100年後輩の日本人に「日本は昔、第2位の経済大国だったって書いてあるけど信じられないね」と言われないためにも、「失われた130年」にならないためにも、今の我々の行動が大事になる。

毎年11月に発表される「EFエデュケーション ファースト」による国際ランキングで、日本は92位に転落したと毎日新聞と日本経済新聞が報じた。一部の英語教育関係者は「このランキングは正しい評価ではない」「TOEFL国別ランキングも正しい評価ではない」と反論するが負け惜しみに聞こえてしまう。この手のランキングには世界中が一喜一憂している。

日本の92位という順位には驚くが、学術論文数で世界トップクラスの中国が91位となると確かにこのランキングの評価基準に疑問符が付くが、日本の英語力が低下し続けているのは間違いのない事実だ。日本の英語力の低下は長年に亘り懸念されており、国際的なランキングでもずっと低迷し続けている。英語が世界共通語である国際社会で、多くの日本人が「壁の花」や「壁のシミ」化しているのは残念だ。この国際化の遅れは「医師の海外留学志望者の減少」という形でも表れている。この傾向が続けば、日本は国際社会から取り残される危険性が極めて高くなる。

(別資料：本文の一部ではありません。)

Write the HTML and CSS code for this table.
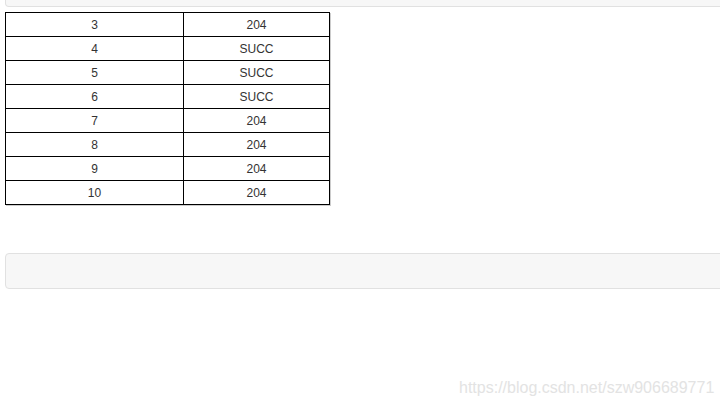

「国際社会共通言語」である英語は、ビジネスや学術、医学・医療を含むあらゆる分野で必須のスキルであり、特に医学・医療分野では最先端の研究や技術が英語で発信されている。世界の最新医学情報にアクセスするためには英語力が欠かせない。また、国際的な医療人として広く活躍するためには、他国の医療事情を直接学び、多様な文化的背景を持つ医師や患者や同僚と円滑にコミュニケーションを取る能力も必須になる。にも拘わらず、医師や医学部生が海外留学を敬遠する背景には、経済的な理由だけでなく、日本国内でのキャリア構築において留学経験の評価が低い事も指摘される。その典型的な例が今の外務省だ。本来、外外交官はエリートの象徴だったはず。しかし、最近では海外大使館勤務を断るキャリアが増えていると言う。世界とのパイプが無くても外務省内で出世が出来るからと言うのが理由だ。この傾向は医学・医療の分野にも見られる。こんな状況では日本の医療技術や研究の国際競争力が低下するのは明白だ。

未来の輝かしい日本を作りあげるためにも、英語力の向上と留学志望者の増加が重要な鍵となる。そのためには、3つの取り組みが必要だ。第一に、医学教育現場での英語教育を根本的に見直し、実践的なコミュニケーション能力を重視したカリキュラムを導入すること、第二に、留学経験を持つ人材がキャリア上で正当に評価される環境を整える事。例えば、医師が海外で得た知識や技術が国内で正当に認められる仕組みを強化することで、留学を選択するメリットが明確になる。第三に、留学費用の負担を軽減するための奨学金制度や、留学中の生活支援の拡充も必要だ。

弊誌『集中』の人気連載「私の海外留学見聞録」を読めば留学の意義は一目瞭然だ。誌面は留学経験者の語る体験談で生き生きとしている。留学経験者が口を揃えて語る留学の最大の魅力は、世界中から集まる多様な人々との交流を通じて、人脈を広げられる事。異なる視点や文化に触れる事で得られる洞察は、国内では得られない貴重な経験だと言う。この広い人脈は、医学・医療やビジネスの現場で問題解決の糸口となるだけでなく、個人のキャリア形成にも大きな力を与えてくれる。さらに、留学経験は日本社会全体の国際的な競争力を高める原動力にもなる。日本が国際社会の中で確固たる地位を築き続けるためには、英語教育と海外留学への支援を強化し、国際的な視野を持つ人材を育てる事が必須だ。英語力を磨き、留学で世界と繋がる事が、未来の日本を支える鍵となる。100年後の「沈没した日本」は見たくは無い。